Police officers in Rhode Island fatally shot a driver in Providence after chasing him over 20 miles in an attempt to arrest him. His teenage daughter, a passenger, was shot in the leg, police said.
Two police officers who tried to stop the man and a hospital nurse also were hurt during the chase, police said at a news conference Saturday.
Police unsuccessfully tried to stop Michael Pinto, 40, of Glocester, Rhode Island, for a motor vehicle violation Thursday in the town of Burrillville, said Stephen Lynch, town police chief. Pinto drove off after a brief chase. Burrillville police next saw Pinto on Friday night, now wanted on an arrest warrant accusing him of eluding police. They chased him again. At the time, Pinto was out on probation on an animal cruelty charge, the Boston Globe reported.

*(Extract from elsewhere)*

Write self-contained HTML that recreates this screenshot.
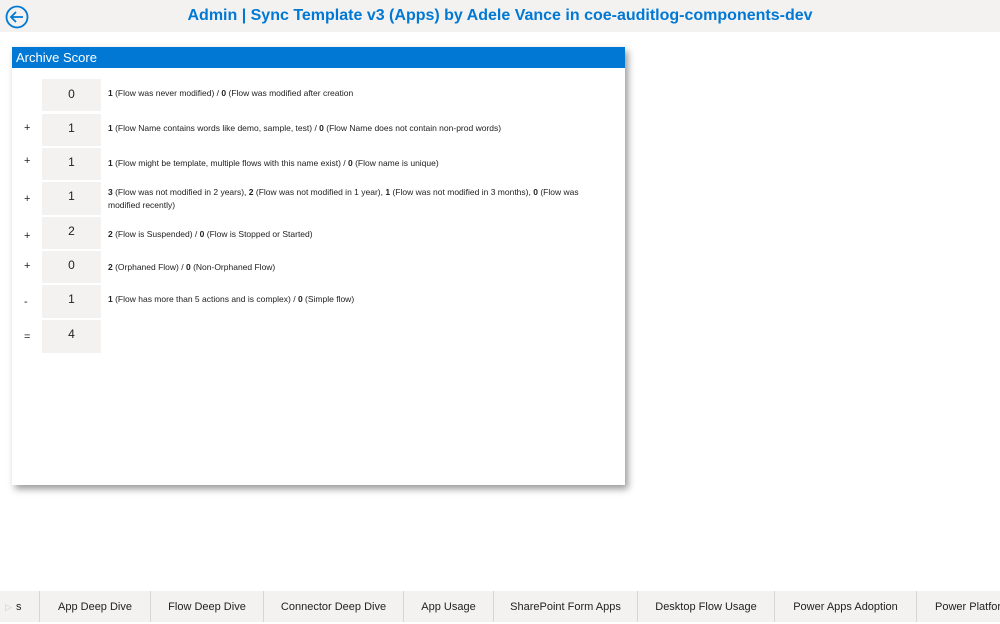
<!DOCTYPE html>
<html><head><style>
body{margin:0;width:1000px;height:622px;background:#fff;font-family:"Segoe UI","Liberation Sans",sans-serif;position:relative;overflow:hidden}
.hdr{position:absolute;left:0;top:0;width:1000px;height:32px;background:#f3f2f1}
.title{position:absolute;left:0;width:1000px;top:7px;text-align:center;color:#0078d4;font-weight:bold;font-size:16px}
.card{position:absolute;left:12px;top:47px;width:613px;height:438px;background:#fff;box-shadow:3px 4px 7px rgba(0,0,0,.4)}
.ch{height:21px;background:#0078d4;color:#fff;font-size:13px;line-height:21px;padding-left:4px}
.box{position:absolute;left:30px;width:59px;background:#f3f2f1;text-align:center;font-size:12px;color:#222}
.op{position:absolute;left:12px;font-size:11px;color:#222}
.tx{position:absolute;left:96px;width:500px;font-size:8.5px;color:#222;line-height:13px}
.tabs{position:absolute;left:0;top:591px;width:1000px;height:31px;background:#f3f2f1;font-size:11px;color:#222}
.tab{position:absolute;top:0;height:31px;line-height:33px;text-align:center;border-left:1px solid #d6d6d6}
</style></head><body>
<div class="hdr"></div>
<svg style="position:absolute;left:5px;top:5px" width="24" height="24" viewBox="0 0 24 24"><circle cx="12" cy="12" r="10.5" fill="none" stroke="#0078d4" stroke-width="1.8"/><path d="M18 12H6M11 7l-5 5 5 5" fill="none" stroke="#0078d4" stroke-width="1.8"/></svg>
<div class="title">Admin | Sync Template v3 (Apps) by Adele Vance in coe-auditlog-components-dev</div>
<div class="card"><div class="ch">Archive Score</div>
<div class="box" style="top:32px;height:32px;line-height:30px">0</div>
<div class="tx" style="top:40px"><b>1</b> (Flow was never modified) / <b>0</b> (Flow was modified after creation</div>
<div class="op" style="top:75px">+</div>
<div class="box" style="top:67px;height:32px;line-height:28px">1</div>
<div class="tx" style="top:75px"><b>1</b> (Flow Name contains words like demo, sample, test) / <b>0</b> (Flow Name does not contain non-prod words)</div>
<div class="op" style="top:108px">+</div>
<div class="box" style="top:101px;height:32px;line-height:28px">1</div>
<div class="tx" style="top:110px"><b>1</b> (Flow might be template, multiple flows with this name exist) / <b>0</b> (Flow name is unique)</div>
<div class="op" style="top:146px">+</div>
<div class="box" style="top:135px;height:33px;line-height:28px">1</div>
<div class="tx" style="top:139px"><b>3</b> (Flow was not modified in 2 years), <b>2</b> (Flow was not modified in 1 year), <b>1</b> (Flow was not modified in 3 months), <b>0</b> (Flow was modified recently)</div>
<div class="op" style="top:183px">+</div>
<div class="box" style="top:170px;height:32px;line-height:28px">2</div>
<div class="tx" style="top:181px"><b>2</b> (Flow is Suspended) / <b>0</b> (Flow is Stopped or Started)</div>
<div class="op" style="top:213px">+</div>
<div class="box" style="top:204px;height:32px;line-height:28px">0</div>
<div class="tx" style="top:214px"><b>2</b> (Orphaned Flow) / <b>0</b> (Non-Orphaned Flow)</div>
<div class="op" style="top:249px">-</div>
<div class="box" style="top:238px;height:33px;line-height:28px">1</div>
<div class="tx" style="top:246px"><b>1</b> (Flow has more than 5 actions and is complex) / <b>0</b> (Simple flow)</div>
<div class="op" style="top:284px">=</div>
<div class="box" style="top:273px;height:33px;line-height:28px">4</div>
</div>
<div class="tabs">
<div style="position:absolute;left:5px;top:0;line-height:33px;color:#ccc;font-size:9px">▷</div>
<div style="position:absolute;left:16px;top:0;line-height:33px">s</div>
<div class="tab" style="left:39px;width:110px">App Deep Dive</div>
<div class="tab" style="left:150px;width:112px">Flow Deep Dive</div>
<div class="tab" style="left:263px;width:139px">Connector Deep Dive</div>
<div class="tab" style="left:403px;width:89px">App Usage</div>
<div class="tab" style="left:493px;width:143px">SharePoint Form Apps</div>
<div class="tab" style="left:637px;width:136px">Desktop Flow Usage</div>
<div class="tab" style="left:774px;width:141px">Power Apps Adoption</div>
<div class="tab" style="left:916px;width:120px;text-align:left;padding-left:18px">Power Platform</div>
</div>
</body></html>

The pursuit briefly went into Massachusetts before moving to Route 146 in Rhode Island, which had a lot of traffic. Police eventually tried to “box him in with their vehicles,” Lynch said. Two officers got out of their cars and Pinto drove at one of them, Lynch said. That officer, who was injured, fired two rounds into Pinto’s car before it drove away, striking a police cruiser, Lynch said.
Police later saw Pinto’s car in Providence and chased him before he got caught in traffic again. Another officer was injured while trying to get Pinto out of the car. Pinto had put his car in reverse, hitting an unmarked police vehicle, and then drove over sidewalks, hitting a nurse at a nearby hospital, Providence Police Chief Oscar Perez said.
Two Providence police officers then approached Pinto’s car, one from the front, the other from the rear, as the car started in reverse again. The officers fired, Perez said. Pinto and his daughter, a minor, were removed from the car and he later died at a hospital. She survived.
Lynch said his police officers didn’t know there was anyone else in the car. Perez said police learned of the daughter’s injury when they heard that Pinto died.
The Providence officers and the Burrillville officer are on administrative leave as state police and the attorney general’s office investigate.